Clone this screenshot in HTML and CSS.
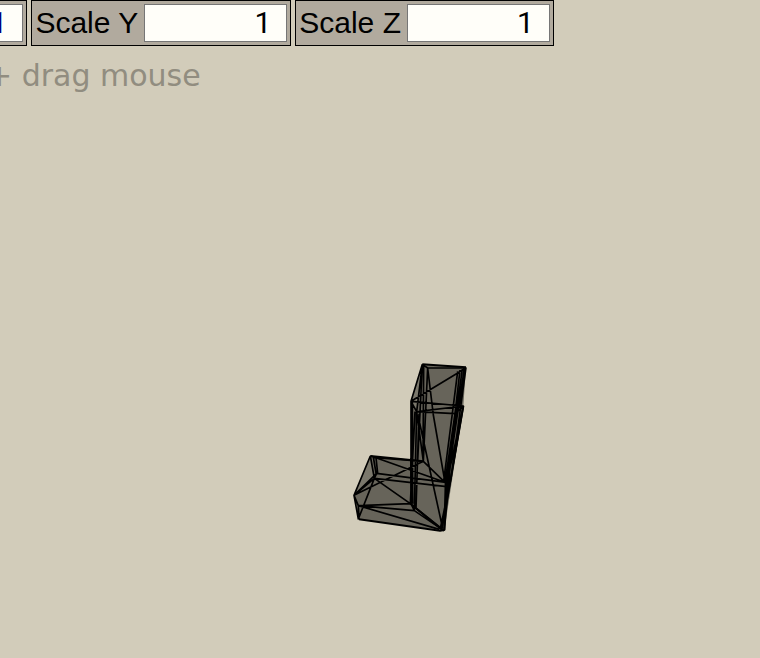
FILE: index.html
```
<!DOCTYPE html>
<html lang="en">
<head>
<meta charset="utf-8">
<title>Scale controls</title>
<link rel="stylesheet" href="styles.css">
</head>
<body>
<svg class="scene" role="img" aria-label="Wireframe solid">
  <g transform="translate(345 355) scale(.333333)">
    <path class="faces" d="M232 28L363 37L355 153L298 527L42 493L27 421L76 303L198 315L198 139Z"/>
    <path class="side" d="M232 28L198 139L215 170ZM76 303L27 421L88 370Z"/>
    <path class="edges" d="M232 28L248 39L363 39L198 139M248 39L235 319L300 382L363 37M232 28L198 139L198 446L208 467L215 170L330 176L355 153L198 139L215 170L355 153
      M232 28L215 170M232 28L218 318M236 30L234 319
      M248 39L265 180L300 382M345 45L330 176L300 382M352 42L303 395L355 153M358 39L305 395L298 527M338 49L322 176L296 378
      M363 37L318 370L286 520M355 153L290 527M330 176L298 527M202 139L203 446M210 170L196 446M222 176L213 460
      M215 170L235 319M222 195L293 520M76 303L93 308L235 319L27 421L95 355L303 382M76 303L88 370L305 395
      M93 308L98 355M85 306L94 360M80 304L300 382M95 355L88 370L27 421M40 452L196 446L298 527M208 467L40 452L27 421
      M88 370L196 446L290 523M76 303L27 421L40 492L88 370M40 452L283 523M40 452L42 493
      M208 467L283 518L298 527"/>
    <path class="outline" d="M232 28L363 37M42 493L285 527L298 525M76 303L235 319M196 446L290 523M302 380L298 525M355 153L302 460M198 310L200 446"/>
  </g>
</svg>
<form class="toolbar">
  <div class="field"><label for="sx">Scale X</label><input class="active" id="sx" type="number" value="1"></div>
  <div class="field"><label for="sy">Scale Y</label><input id="sy" type="number" value="1"></div>
  <div class="field"><label for="sz">Scale Z</label><input id="sz" type="number" value="1"></div>
</form>
<p class="hint">+ drag mouse</p>
</body>
</html>
```
FILE: styles.css
```
* { box-sizing: border-box; }
html, body { min-height: 100%; }
body {
  margin: 0;
  overflow: hidden;
  background: #d2ccba;
  color: #000;
  font: 30px "Liberation Sans", Arial, sans-serif;
}
.scene {
  position: absolute;
  inset: 0;
  width: 100%;
  height: 100%;
  z-index: -1;
}
.faces { fill: #67645a; }
.side { fill: #7b786c; }
.edges, .outline { fill: none; stroke: #000; stroke-width: 5; stroke-linejoin: round; }
.outline { stroke-width: 6; }
.toolbar { display: flex; gap: 4px; margin-left: -233px; }
.field {
  display: flex;
  flex: none;
  align-items: center;
  gap: 6px;
  height: 46px;
  padding: 3px;
  border: 1px solid #000;
  background: #b1aa9e;
}
.field input {
  width: 143px;
  height: 38px;
  margin: 0;
  padding: 0 0 2px;
  border: 1px solid #767676;
  border-radius: 0;
  background: #fffef9;
  color: #000;
  font: 30px Roboto, sans-serif;
  text-align: right;
}
.field .active { color: #000080; }
.hint {
  margin: 12px 0 0 -13px;
  color: #918d80;
  font: 30px/36px "DejaVu Sans", sans-serif;
}
```
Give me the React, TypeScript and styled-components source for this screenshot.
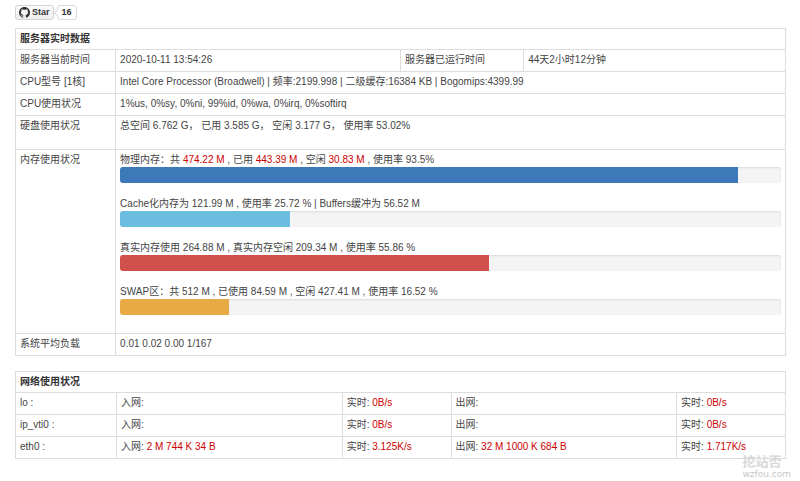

WHAT IS BEING ASKED: The pictures should not appear in the copy; every other part of the records above must be returned exactly.

COMPLETE RESPONSE:
Clone this screenshot in HTML and CSS.
FILE: index.html
```
<!DOCTYPE html>
<html lang="en">
<head>
<meta charset="utf-8">
<title>Scale controls</title>
<link rel="stylesheet" href="styles.css">
</head>
<body>
<svg class="scene" role="img" aria-label="Wireframe solid">
  <g transform="translate(345 355) scale(.333333)">
    <path class="faces" d="M232 28L363 37L355 153L298 527L42 493L27 421L76 303L198 315L198 139Z"/>
    <path class="side" d="M232 28L198 139L215 170ZM76 303L27 421L88 370Z"/>
    <path class="edges" d="M232 28L248 39L363 39L198 139M248 39L235 319L300 382L363 37M232 28L198 139L198 446L208 467L215 170L330 176L355 153L198 139L215 170L355 153
      M232 28L215 170M232 28L218 318M236 30L234 319
      M248 39L265 180L300 382M345 45L330 176L300 382M352 42L303 395L355 153M358 39L305 395L298 527M338 49L322 176L296 378
      M363 37L318 370L286 520M355 153L290 527M330 176L298 527M202 139L203 446M210 170L196 446M222 176L213 460
      M215 170L235 319M222 195L293 520M76 303L93 308L235 319L27 421L95 355L303 382M76 303L88 370L305 395
      M93 308L98 355M85 306L94 360M80 304L300 382M95 355L88 370L27 421M40 452L196 446L298 527M208 467L40 452L27 421
      M88 370L196 446L290 523M76 303L27 421L40 492L88 370M40 452L283 523M40 452L42 493
      M208 467L283 518L298 527"/>
    <path class="outline" d="M232 28L363 37M42 493L285 527L298 525M76 303L235 319M196 446L290 523M302 380L298 525M355 153L302 460M198 310L200 446"/>
  </g>
</svg>
<form class="toolbar">
  <div class="field"><label for="sx">Scale X</label><input class="active" id="sx" type="number" value="1"></div>
  <div class="field"><label for="sy">Scale Y</label><input id="sy" type="number" value="1"></div>
  <div class="field"><label for="sz">Scale Z</label><input id="sz" type="number" value="1"></div>
</form>
<p class="hint">+ drag mouse</p>
</body>
</html>
```
FILE: styles.css
```
* { box-sizing: border-box; }
html, body { min-height: 100%; }
body {
  margin: 0;
  overflow: hidden;
  background: #d2ccba;
  color: #000;
  font: 30px "Liberation Sans", Arial, sans-serif;
}
.scene {
  position: absolute;
  inset: 0;
  width: 100%;
  height: 100%;
  z-index: -1;
}
.faces { fill: #67645a; }
.side { fill: #7b786c; }
.edges, .outline { fill: none; stroke: #000; stroke-width: 5; stroke-linejoin: round; }
.outline { stroke-width: 6; }
.toolbar { display: flex; gap: 4px; margin-left: -233px; }
.field {
  display: flex;
  flex: none;
  align-items: center;
  gap: 6px;
  height: 46px;
  padding: 3px;
  border: 1px solid #000;
  background: #b1aa9e;
}
.field input {
  width: 143px;
  height: 38px;
  margin: 0;
  padding: 0 0 2px;
  border: 1px solid #767676;
  border-radius: 0;
  background: #fffef9;
  color: #000;
  font: 30px Roboto, sans-serif;
  text-align: right;
}
.field .active { color: #000080; }
.hint {
  margin: 12px 0 0 -13px;
  color: #918d80;
  font: 30px/36px "DejaVu Sans", sans-serif;
}
```
Give me the React, TypeScript and styled-components source for this screenshot.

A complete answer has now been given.